Task to carry out - Repeat every line below exactly, word for word.

* * * *

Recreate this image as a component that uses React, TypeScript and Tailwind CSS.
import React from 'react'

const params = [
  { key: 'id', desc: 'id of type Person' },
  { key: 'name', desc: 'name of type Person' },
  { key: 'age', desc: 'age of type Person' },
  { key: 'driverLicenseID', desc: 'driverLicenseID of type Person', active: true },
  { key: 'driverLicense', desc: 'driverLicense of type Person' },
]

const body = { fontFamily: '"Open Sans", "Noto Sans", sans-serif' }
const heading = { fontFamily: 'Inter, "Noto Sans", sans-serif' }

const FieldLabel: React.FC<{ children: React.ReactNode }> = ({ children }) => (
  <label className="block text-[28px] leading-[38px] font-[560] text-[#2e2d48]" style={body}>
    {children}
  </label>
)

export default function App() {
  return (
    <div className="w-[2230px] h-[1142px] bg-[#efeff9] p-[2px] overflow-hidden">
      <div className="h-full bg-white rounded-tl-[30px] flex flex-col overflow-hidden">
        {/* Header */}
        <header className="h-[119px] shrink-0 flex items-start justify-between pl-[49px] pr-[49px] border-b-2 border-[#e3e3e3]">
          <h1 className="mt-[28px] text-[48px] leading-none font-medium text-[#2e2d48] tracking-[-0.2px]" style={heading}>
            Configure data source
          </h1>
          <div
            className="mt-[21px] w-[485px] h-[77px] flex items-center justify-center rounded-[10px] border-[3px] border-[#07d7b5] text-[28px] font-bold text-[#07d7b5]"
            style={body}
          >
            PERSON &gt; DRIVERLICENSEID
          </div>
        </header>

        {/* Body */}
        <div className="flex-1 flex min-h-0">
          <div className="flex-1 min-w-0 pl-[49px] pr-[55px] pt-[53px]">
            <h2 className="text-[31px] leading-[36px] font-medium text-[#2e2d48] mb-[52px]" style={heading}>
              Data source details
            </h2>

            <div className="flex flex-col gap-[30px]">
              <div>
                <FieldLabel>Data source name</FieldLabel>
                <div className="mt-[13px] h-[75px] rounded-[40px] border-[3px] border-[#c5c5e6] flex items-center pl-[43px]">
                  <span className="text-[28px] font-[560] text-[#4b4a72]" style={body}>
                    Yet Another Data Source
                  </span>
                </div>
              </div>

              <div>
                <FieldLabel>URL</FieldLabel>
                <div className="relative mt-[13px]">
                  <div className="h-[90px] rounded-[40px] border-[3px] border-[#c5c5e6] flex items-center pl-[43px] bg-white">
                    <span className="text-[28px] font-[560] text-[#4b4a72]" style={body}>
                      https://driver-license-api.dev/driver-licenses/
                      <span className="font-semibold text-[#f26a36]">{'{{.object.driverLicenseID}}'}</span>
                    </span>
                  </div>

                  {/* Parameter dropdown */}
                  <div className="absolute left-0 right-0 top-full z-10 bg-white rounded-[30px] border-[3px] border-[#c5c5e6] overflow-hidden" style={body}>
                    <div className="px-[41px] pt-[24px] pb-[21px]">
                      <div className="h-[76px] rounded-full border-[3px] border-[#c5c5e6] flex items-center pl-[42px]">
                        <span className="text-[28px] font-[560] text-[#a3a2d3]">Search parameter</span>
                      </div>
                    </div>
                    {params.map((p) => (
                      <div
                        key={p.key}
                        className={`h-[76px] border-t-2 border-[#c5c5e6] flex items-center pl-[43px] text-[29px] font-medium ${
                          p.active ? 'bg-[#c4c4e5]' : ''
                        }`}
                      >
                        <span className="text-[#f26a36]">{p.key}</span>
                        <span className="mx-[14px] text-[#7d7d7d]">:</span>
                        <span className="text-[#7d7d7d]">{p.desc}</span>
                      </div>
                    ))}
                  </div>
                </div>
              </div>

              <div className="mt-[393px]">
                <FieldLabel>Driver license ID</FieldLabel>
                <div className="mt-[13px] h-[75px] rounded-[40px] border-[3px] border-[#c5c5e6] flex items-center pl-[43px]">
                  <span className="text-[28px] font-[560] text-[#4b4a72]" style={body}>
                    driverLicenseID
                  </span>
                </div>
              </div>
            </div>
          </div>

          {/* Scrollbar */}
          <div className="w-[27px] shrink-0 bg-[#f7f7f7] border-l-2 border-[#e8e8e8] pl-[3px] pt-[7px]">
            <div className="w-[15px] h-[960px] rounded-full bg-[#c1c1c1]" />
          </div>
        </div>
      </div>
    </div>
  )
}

* * * *

Solution for this problem -
Recreate this image as a component that uses React, TypeScript and Tailwind CSS.
import React from 'react'

const params = [
  { key: 'id', desc: 'id of type Person' },
  { key: 'name', desc: 'name of type Person' },
  { key: 'age', desc: 'age of type Person' },
  { key: 'driverLicenseID', desc: 'driverLicenseID of type Person', active: true },
  { key: 'driverLicense', desc: 'driverLicense of type Person' },
]

const body = { fontFamily: '"Open Sans", "Noto Sans", sans-serif' }
const heading = { fontFamily: 'Inter, "Noto Sans", sans-serif' }

const FieldLabel: React.FC<{ children: React.ReactNode }> = ({ children }) => (
  <label className="block text-[28px] leading-[38px] font-[560] text-[#2e2d48]" style={body}>
    {children}
  </label>
)

export default function App() {
  return (
    <div className="w-[2230px] h-[1142px] bg-[#efeff9] p-[2px] overflow-hidden">
      <div className="h-full bg-white rounded-tl-[30px] flex flex-col overflow-hidden">
        {/* Header */}
        <header className="h-[119px] shrink-0 flex items-start justify-between pl-[49px] pr-[49px] border-b-2 border-[#e3e3e3]">
          <h1 className="mt-[28px] text-[48px] leading-none font-medium text-[#2e2d48] tracking-[-0.2px]" style={heading}>
            Configure data source
          </h1>
          <div
            className="mt-[21px] w-[485px] h-[77px] flex items-center justify-center rounded-[10px] border-[3px] border-[#07d7b5] text-[28px] font-bold text-[#07d7b5]"
            style={body}
          >
            PERSON &gt; DRIVERLICENSEID
          </div>
        </header>

        {/* Body */}
        <div className="flex-1 flex min-h-0">
          <div className="flex-1 min-w-0 pl-[49px] pr-[55px] pt-[53px]">
            <h2 className="text-[31px] leading-[36px] font-medium text-[#2e2d48] mb-[52px]" style={heading}>
              Data source details
            </h2>

            <div className="flex flex-col gap-[30px]">
              <div>
                <FieldLabel>Data source name</FieldLabel>
                <div className="mt-[13px] h-[75px] rounded-[40px] border-[3px] border-[#c5c5e6] flex items-center pl-[43px]">
                  <span className="text-[28px] font-[560] text-[#4b4a72]" style={body}>
                    Yet Another Data Source
                  </span>
                </div>
              </div>

              <div>
                <FieldLabel>URL</FieldLabel>
                <div className="relative mt-[13px]">
                  <div className="h-[90px] rounded-[40px] border-[3px] border-[#c5c5e6] flex items-center pl-[43px] bg-white">
                    <span className="text-[28px] font-[560] text-[#4b4a72]" style={body}>
                      https://driver-license-api.dev/driver-licenses/
                      <span className="font-semibold text-[#f26a36]">{'{{.object.driverLicenseID}}'}</span>
                    </span>
                  </div>

                  {/* Parameter dropdown */}
                  <div className="absolute left-0 right-0 top-full z-10 bg-white rounded-[30px] border-[3px] border-[#c5c5e6] overflow-hidden" style={body}>
                    <div className="px-[41px] pt-[24px] pb-[21px]">
                      <div className="h-[76px] rounded-full border-[3px] border-[#c5c5e6] flex items-center pl-[42px]">
                        <span className="text-[28px] font-[560] text-[#a3a2d3]">Search parameter</span>
                      </div>
                    </div>
                    {params.map((p) => (
                      <div
                        key={p.key}
                        className={`h-[76px] border-t-2 border-[#c5c5e6] flex items-center pl-[43px] text-[29px] font-medium ${
                          p.active ? 'bg-[#c4c4e5]' : ''
                        }`}
                      >
                        <span className="text-[#f26a36]">{p.key}</span>
                        <span className="mx-[14px] text-[#7d7d7d]">:</span>
                        <span className="text-[#7d7d7d]">{p.desc}</span>
                      </div>
                    ))}
                  </div>
                </div>
              </div>

              <div className="mt-[393px]">
                <FieldLabel>Driver license ID</FieldLabel>
                <div className="mt-[13px] h-[75px] rounded-[40px] border-[3px] border-[#c5c5e6] flex items-center pl-[43px]">
                  <span className="text-[28px] font-[560] text-[#4b4a72]" style={body}>
                    driverLicenseID
                  </span>
                </div>
              </div>
            </div>
          </div>

          {/* Scrollbar */}
          <div className="w-[27px] shrink-0 bg-[#f7f7f7] border-l-2 border-[#e8e8e8] pl-[3px] pt-[7px]">
            <div className="w-[15px] h-[960px] rounded-full bg-[#c1c1c1]" />
          </div>
        </div>
      </div>
    </div>
  )
}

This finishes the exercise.